Which repairs give the best return before selling?

Fresh neutral paint, deep cleaning, decluttering, basic landscaping cleanup, and fixing small visible issues (leaky faucets, broken hardware) tend to return more in perceived value than they cost. Large renovations like full kitchen or bathroom remodels usually don't recoup their full cost.

Do I have to disclose problems I didn't fix?

Yes. California's disclosure requirements under Civil Code 1102 apply regardless of repair decisions. Known material defects must be disclosed whether or not you chose to fix them.

What repairs do lenders require before a financed sale can close?
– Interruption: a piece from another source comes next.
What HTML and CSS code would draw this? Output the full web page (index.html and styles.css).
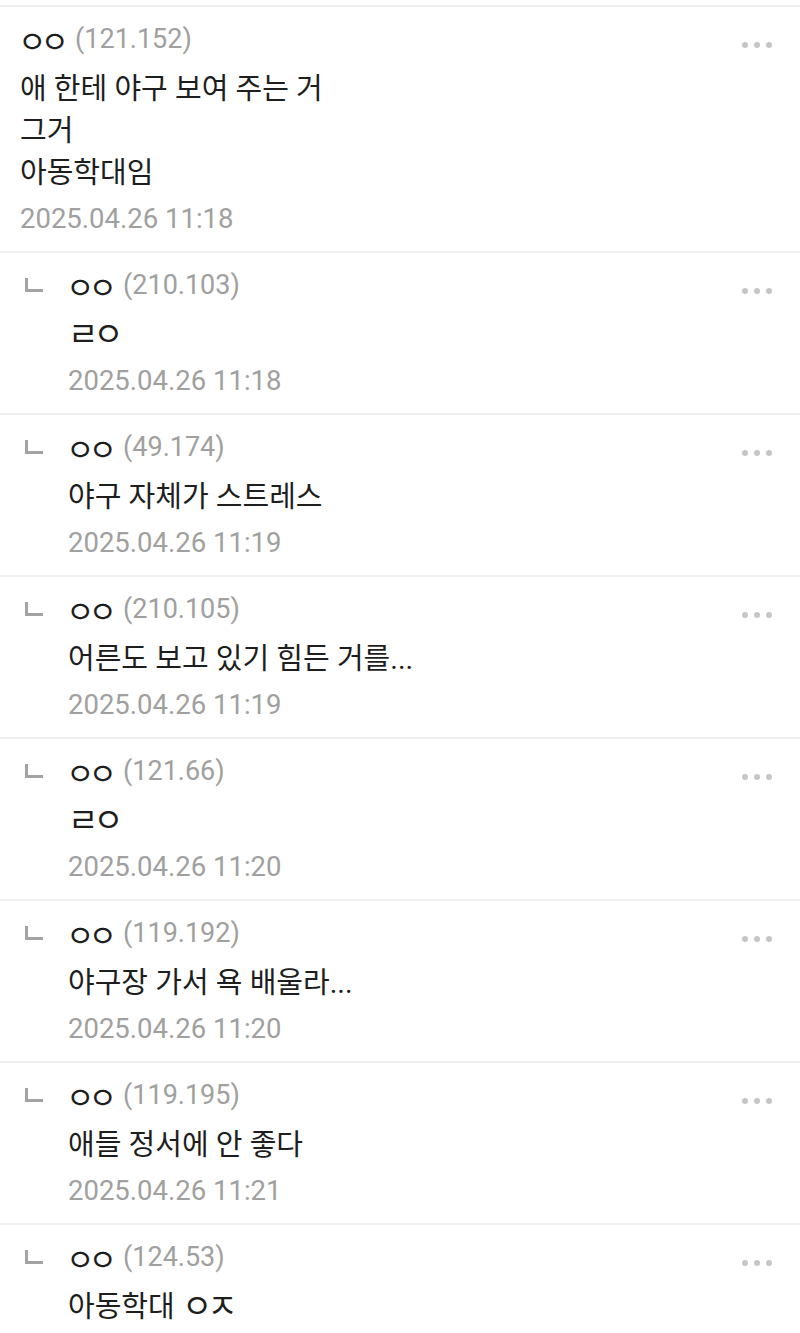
FILE: index.html
```html
<!DOCTYPE html>
<html lang="ko">

<head>
    <meta charset="UTF-8">
    <meta name="viewport" content="width=device-width, initial-scale=1.0">
    <title>댓글</title>
    <link rel="stylesheet" href="styles.css">
</head>

<body>
    <div class="list">
        <div class="comment">
            <div class="body">
                <div class="head"><span class="nick">ㅇㅇ</span><span class="ip">(121.152)</span><span class="more"><i></i><i></i><i></i></span></div>
                <div class="text">애 한테 야구 보여 주는 거<br>그거<br>아동학대임</div>
                <div class="date">2025.04.26 11:18</div>
            </div>
        </div>

        <div class="comment reply">
            <span class="mark"></span>
            <div class="body">
                <div class="head"><span class="nick">ㅇㅇ</span><span class="ip">(210.103)</span><span class="more"><i></i><i></i><i></i></span></div>
                <div class="text"><span class="jamo">ㄹㅇ</span></div>
                <div class="date">2025.04.26 11:18</div>
            </div>
        </div>

        <div class="comment reply">
            <span class="mark"></span>
            <div class="body">
                <div class="head"><span class="nick">ㅇㅇ</span><span class="ip">(49.174)</span><span class="more"><i></i><i></i><i></i></span></div>
                <div class="text">야구 자체가 스트레스</div>
                <div class="date">2025.04.26 11:19</div>
            </div>
        </div>

        <div class="comment reply">
            <span class="mark"></span>
            <div class="body">
                <div class="head"><span class="nick">ㅇㅇ</span><span class="ip">(210.105)</span><span class="more"><i></i><i></i><i></i></span></div>
                <div class="text">어른도 보고 있기 힘든 거를...</div>
                <div class="date">2025.04.26 11:19</div>
            </div>
        </div>

        <div class="comment reply">
            <span class="mark"></span>
            <div class="body">
                <div class="head"><span class="nick">ㅇㅇ</span><span class="ip">(121.66)</span><span class="more"><i></i><i></i><i></i></span></div>
                <div class="text"><span class="jamo">ㄹㅇ</span></div>
                <div class="date">2025.04.26 11:20</div>
            </div>
        </div>

        <div class="comment reply">
            <span class="mark"></span>
            <div class="body">
                <div class="head"><span class="nick">ㅇㅇ</span><span class="ip">(119.192)</span><span class="more"><i></i><i></i><i></i></span></div>
                <div class="text">야구장 가서 욕 배울라...</div>
                <div class="date">2025.04.26 11:20</div>
            </div>
        </div>

        <div class="comment reply">
            <span class="mark"></span>
            <div class="body">
                <div class="head"><span class="nick">ㅇㅇ</span><span class="ip">(119.195)</span><span class="more"><i></i><i></i><i></i></span></div>
                <div class="text">애들 정서에 안 좋다</div>
                <div class="date">2025.04.26 11:21</div>
            </div>
        </div>

        <div class="comment reply">
            <span class="mark"></span>
            <div class="body">
                <div class="head"><span class="nick">ㅇㅇ</span><span class="ip">(124.53)</span><span class="more"><i></i><i></i><i></i></span></div>
                <div class="text">아동학대 <span class="jamo">ㅇㅈ</span></div>
            </div>
        </div>
    </div>
</body>

</html>
```

FILE: styles.css
```css
body {
    margin: 0;
    background: #fff;
    font-family: Roboto, "Noto Sans CJK KR", sans-serif;
    color: #1e1e1e;
}

.list {
    padding-top: 5px;
}

.comment {
    display: flex;
    border-top: 2px solid #f1f1f1;
    padding: 8px 28px 8px 20px;
}

.reply .mark {
    flex: 0 0 auto;
    box-sizing: border-box;
    width: 18px;
    height: 14px;
    margin: 17px 25px 0 5px;
    border-left: 3px solid #a3a3a3;
    border-bottom: 3px solid #a3a3a3;
}

.body {
    flex: 1;
}

.head {
    display: flex;
    align-items: center;
    height: 48px;
    font-size: 27px;
}

.nick {
    color: #1e1e1e;
    font-size: 31px;
    letter-spacing: -6px;
    margin-left: -2px;
}

.ip {
    color: #a0a0a0;
    margin-left: 12px;
}

.more {
    margin-left: auto;
    margin-top: 12px;
    display: flex;
    gap: 6px;
}

.more i {
    width: 6px;
    height: 6px;
    border-radius: 50%;
    background: #c6c6c6;
}

.text {
    font-size: 29px;
    line-height: 42px;
    padding: 5px 0 1px;
}

.jamo {
    font-size: 33px;
    letter-spacing: -5px;
    vertical-align: top;
}

.date {
    font-size: 27.5px;
    line-height: 48px;
    color: #a0a0a0;
}
```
FHA and VA loans in particular have minimum property condition standards, and an appraiser may require fixes to things like exposed wiring, non-functioning heating, missing handrails, or significant water intrusion before the loan can fund.

Is it ever smarter to skip repairs and sell as-is?

Often, yes — once you account for the time, cost overruns, and carrying costs (mortgage, insurance, utilities) that come with a renovation project, an as-is sale can net a comparable or better outcome, especially for homes with significant deferred maintenance or unknown condition.

Will over-improving my home before selling increase my sale price?

Usually not proportionally. Installing high-end finishes above what buyers typically pay for in your specific neighborhood rarely returns the investment, because comparable sales in the area — not your specific upgrades — largely set the ceiling on price.

Do cash buyers require any repairs at all?

Reputable cash buyers, including Sierra Property Buyers, purchase homes in as-is condition and factor the property's actual condition into the offer, rather than requiring repairs before closing.

Should I get a pre-listing inspection before deciding on repairs?

It can help. A pre-listing inspection identifies issues before buyers do, letting you decide which items to address and which to disclose and price around, rather than being surprised mid-escrow by a buyer's inspection report.